§ What the exercise asks
In the entries below, find every line with "page" and copy it.

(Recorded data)

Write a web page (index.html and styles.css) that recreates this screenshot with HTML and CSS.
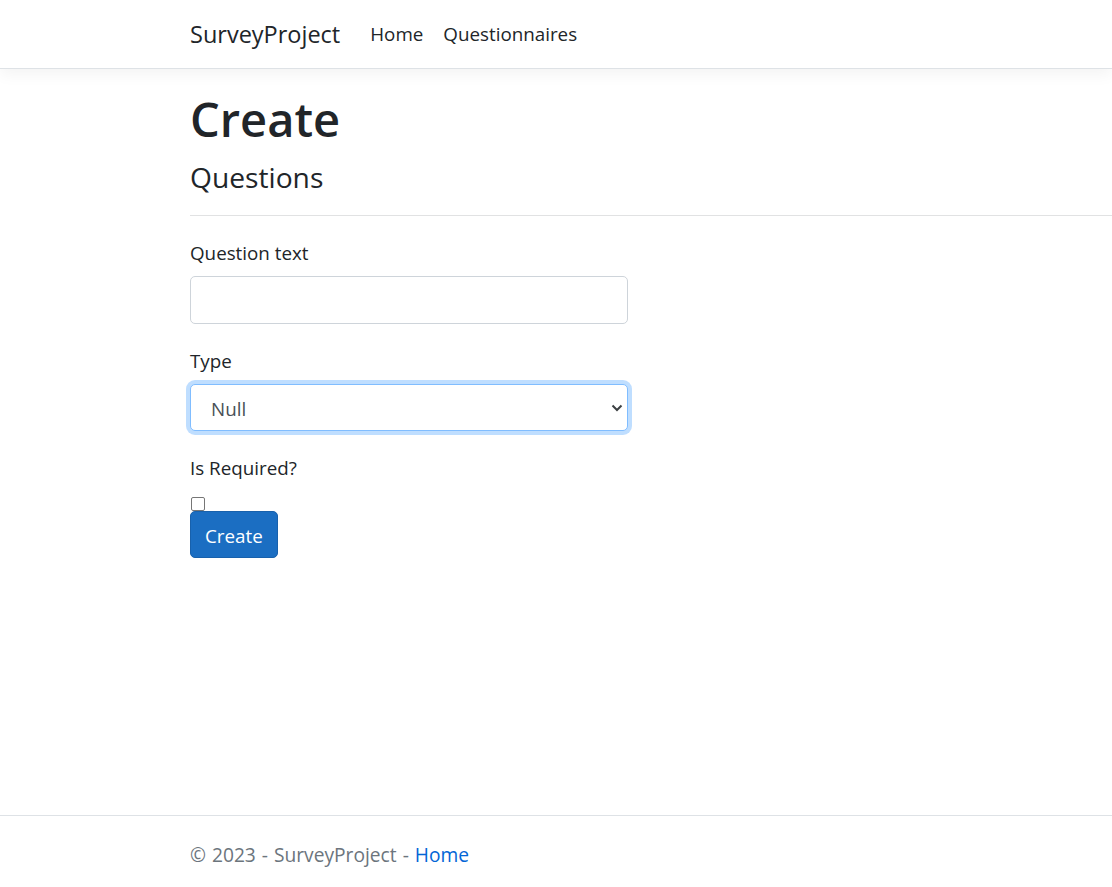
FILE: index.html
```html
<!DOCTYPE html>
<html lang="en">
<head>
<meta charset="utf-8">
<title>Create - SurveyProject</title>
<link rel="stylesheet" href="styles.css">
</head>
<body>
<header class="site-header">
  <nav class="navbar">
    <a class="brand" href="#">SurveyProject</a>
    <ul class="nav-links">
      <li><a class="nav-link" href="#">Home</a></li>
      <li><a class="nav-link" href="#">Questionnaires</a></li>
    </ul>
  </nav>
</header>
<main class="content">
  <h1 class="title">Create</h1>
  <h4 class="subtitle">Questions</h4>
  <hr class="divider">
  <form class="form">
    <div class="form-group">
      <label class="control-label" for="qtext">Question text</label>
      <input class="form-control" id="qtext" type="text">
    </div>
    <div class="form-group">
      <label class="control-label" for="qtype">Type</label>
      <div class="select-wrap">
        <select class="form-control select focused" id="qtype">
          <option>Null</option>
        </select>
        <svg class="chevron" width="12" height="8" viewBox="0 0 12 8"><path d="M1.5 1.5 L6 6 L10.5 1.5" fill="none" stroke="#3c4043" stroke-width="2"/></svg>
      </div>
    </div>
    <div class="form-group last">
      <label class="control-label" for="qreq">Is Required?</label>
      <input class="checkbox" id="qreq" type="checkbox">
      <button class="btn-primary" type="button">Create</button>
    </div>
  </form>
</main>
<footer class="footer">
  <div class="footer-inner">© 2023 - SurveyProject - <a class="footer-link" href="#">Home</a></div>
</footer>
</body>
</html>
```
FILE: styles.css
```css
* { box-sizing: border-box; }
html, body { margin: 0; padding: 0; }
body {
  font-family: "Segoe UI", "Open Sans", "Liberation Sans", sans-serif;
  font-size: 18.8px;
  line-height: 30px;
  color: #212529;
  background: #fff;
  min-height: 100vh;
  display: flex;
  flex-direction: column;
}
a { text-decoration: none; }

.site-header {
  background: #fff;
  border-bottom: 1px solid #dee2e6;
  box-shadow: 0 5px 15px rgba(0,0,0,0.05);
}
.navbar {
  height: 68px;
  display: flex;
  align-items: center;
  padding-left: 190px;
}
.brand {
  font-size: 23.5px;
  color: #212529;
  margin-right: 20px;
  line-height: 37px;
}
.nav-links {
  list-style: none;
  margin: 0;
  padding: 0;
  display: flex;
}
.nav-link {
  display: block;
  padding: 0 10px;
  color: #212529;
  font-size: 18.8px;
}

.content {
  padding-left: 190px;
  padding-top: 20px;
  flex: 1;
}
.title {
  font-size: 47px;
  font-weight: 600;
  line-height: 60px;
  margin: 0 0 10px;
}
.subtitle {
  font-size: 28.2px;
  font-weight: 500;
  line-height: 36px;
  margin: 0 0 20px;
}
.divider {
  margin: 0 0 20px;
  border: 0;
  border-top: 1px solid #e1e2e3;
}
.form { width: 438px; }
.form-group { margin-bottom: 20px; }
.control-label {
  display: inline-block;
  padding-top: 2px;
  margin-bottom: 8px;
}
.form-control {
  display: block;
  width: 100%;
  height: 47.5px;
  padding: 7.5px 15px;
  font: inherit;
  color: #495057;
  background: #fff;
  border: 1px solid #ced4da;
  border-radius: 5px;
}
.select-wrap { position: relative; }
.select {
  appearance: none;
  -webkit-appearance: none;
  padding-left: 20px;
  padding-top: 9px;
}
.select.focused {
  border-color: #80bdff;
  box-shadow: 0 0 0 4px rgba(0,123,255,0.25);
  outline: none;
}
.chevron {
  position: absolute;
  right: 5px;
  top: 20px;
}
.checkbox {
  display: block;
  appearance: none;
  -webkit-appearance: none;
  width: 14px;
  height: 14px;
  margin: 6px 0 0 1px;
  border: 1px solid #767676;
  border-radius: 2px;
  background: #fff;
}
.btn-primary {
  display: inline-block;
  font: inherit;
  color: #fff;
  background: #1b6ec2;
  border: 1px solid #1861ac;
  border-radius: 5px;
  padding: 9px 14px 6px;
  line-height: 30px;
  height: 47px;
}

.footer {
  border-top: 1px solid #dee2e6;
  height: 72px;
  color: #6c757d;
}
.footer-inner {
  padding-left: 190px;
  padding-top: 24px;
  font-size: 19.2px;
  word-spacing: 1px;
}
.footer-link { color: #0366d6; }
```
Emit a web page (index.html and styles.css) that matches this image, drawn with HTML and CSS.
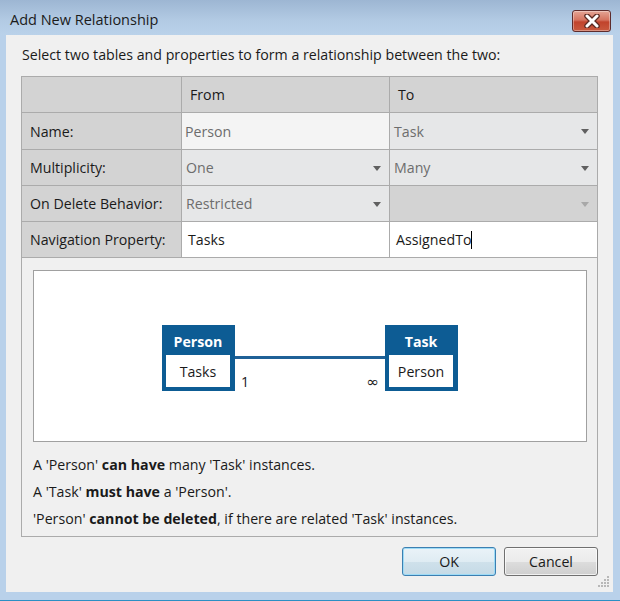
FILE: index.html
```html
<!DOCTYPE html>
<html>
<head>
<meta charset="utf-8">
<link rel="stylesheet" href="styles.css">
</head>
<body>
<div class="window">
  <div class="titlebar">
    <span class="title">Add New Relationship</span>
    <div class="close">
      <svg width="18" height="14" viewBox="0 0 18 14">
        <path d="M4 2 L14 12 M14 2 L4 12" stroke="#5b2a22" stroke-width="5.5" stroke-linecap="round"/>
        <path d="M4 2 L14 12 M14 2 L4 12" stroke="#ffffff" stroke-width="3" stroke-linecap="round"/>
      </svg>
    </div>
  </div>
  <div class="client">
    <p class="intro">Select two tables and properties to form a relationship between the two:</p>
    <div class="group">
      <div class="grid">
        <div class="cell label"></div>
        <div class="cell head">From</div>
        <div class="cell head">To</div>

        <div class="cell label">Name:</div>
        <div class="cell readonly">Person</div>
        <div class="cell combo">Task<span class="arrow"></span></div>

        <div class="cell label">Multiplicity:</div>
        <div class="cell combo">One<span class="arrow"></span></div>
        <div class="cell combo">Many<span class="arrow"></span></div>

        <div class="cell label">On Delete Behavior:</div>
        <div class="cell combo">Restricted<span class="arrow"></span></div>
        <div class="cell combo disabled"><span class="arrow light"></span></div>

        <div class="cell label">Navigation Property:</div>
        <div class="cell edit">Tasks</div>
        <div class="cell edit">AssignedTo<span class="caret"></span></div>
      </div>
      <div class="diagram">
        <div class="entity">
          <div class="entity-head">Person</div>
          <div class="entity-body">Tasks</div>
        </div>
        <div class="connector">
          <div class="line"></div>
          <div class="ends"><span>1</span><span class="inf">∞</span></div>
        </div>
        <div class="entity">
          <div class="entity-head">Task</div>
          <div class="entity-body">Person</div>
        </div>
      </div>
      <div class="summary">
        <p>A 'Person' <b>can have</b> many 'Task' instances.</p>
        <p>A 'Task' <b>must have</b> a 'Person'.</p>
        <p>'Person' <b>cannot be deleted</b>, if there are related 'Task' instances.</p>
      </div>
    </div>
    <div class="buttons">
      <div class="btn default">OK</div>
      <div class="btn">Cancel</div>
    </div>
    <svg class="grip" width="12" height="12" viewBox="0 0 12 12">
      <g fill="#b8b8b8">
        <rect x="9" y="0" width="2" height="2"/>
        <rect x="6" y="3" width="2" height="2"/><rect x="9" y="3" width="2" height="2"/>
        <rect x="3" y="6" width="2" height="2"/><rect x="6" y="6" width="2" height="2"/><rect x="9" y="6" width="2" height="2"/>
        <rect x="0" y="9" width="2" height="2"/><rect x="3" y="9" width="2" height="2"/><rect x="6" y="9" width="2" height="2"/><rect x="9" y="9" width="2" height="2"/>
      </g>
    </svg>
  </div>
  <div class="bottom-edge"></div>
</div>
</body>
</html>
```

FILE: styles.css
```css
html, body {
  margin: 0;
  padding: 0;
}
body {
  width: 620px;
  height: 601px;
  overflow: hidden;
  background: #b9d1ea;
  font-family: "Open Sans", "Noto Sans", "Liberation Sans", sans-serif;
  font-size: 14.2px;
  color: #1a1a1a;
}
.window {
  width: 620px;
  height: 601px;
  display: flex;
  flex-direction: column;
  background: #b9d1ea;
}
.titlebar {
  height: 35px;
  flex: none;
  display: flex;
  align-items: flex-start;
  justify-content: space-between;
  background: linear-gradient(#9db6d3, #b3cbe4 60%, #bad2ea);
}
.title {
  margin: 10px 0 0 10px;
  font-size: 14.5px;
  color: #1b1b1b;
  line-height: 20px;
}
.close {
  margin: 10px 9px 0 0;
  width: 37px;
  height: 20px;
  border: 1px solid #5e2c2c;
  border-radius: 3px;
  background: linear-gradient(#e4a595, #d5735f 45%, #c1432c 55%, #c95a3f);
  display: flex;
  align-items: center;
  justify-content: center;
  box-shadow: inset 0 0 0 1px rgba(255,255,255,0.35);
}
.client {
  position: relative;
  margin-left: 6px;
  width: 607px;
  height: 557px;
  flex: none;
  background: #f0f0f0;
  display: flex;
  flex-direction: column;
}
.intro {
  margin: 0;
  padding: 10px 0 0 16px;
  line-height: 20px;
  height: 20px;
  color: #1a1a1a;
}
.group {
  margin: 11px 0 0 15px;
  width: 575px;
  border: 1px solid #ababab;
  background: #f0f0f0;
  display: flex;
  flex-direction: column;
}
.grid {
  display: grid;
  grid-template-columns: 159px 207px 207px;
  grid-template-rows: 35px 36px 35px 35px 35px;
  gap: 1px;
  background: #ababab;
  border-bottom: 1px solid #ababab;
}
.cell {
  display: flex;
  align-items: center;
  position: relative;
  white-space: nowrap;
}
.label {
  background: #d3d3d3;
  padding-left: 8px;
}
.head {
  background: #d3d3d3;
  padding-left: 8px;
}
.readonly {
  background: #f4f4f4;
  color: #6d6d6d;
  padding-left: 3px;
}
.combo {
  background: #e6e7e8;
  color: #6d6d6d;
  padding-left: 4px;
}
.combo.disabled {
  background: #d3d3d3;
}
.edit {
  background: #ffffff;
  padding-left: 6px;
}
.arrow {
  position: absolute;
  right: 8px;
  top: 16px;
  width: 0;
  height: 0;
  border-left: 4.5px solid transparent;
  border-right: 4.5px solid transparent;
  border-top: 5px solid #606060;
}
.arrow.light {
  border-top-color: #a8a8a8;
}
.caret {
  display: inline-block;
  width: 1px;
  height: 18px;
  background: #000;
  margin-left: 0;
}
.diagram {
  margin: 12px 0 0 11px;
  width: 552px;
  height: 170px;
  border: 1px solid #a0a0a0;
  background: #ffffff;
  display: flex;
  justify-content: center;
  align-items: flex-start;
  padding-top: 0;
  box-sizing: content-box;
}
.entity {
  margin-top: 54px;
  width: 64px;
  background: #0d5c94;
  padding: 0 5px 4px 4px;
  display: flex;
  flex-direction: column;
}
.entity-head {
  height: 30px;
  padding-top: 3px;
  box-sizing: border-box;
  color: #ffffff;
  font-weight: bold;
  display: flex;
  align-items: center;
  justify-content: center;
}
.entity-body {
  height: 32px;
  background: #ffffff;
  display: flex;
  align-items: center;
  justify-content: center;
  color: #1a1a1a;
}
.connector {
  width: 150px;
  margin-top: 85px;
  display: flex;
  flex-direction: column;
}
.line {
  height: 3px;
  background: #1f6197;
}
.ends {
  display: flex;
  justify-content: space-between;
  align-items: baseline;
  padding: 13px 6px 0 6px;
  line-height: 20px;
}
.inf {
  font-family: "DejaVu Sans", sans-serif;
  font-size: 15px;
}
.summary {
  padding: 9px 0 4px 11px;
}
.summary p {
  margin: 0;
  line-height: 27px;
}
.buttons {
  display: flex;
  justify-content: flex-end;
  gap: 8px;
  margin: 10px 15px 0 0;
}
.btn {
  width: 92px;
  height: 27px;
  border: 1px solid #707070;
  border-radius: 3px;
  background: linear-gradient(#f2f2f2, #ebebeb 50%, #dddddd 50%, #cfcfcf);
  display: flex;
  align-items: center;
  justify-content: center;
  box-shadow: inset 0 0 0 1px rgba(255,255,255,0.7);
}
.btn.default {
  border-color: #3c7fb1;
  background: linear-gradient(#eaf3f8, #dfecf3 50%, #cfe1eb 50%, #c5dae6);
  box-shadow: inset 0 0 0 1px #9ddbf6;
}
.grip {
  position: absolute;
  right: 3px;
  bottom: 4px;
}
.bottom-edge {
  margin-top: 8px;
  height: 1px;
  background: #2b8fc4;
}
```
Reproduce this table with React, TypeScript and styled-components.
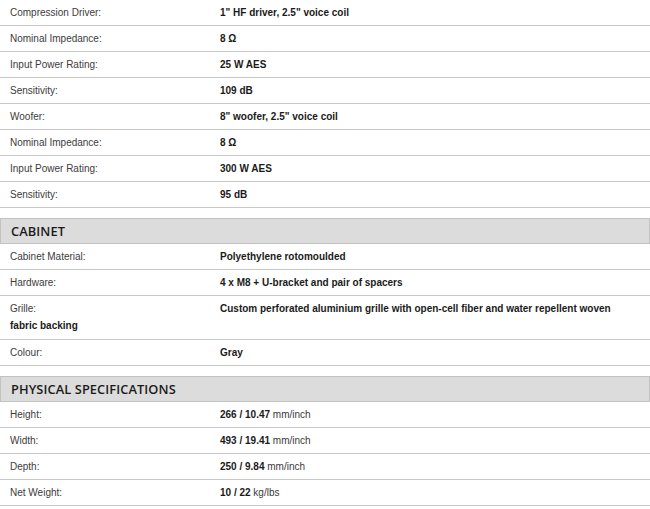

§ The result
Write a web page (index.html and styles.css) that recreates this screenshot with HTML and CSS.
Emit a web page (index.html and styles.css) that matches this image, drawn with HTML and CSS.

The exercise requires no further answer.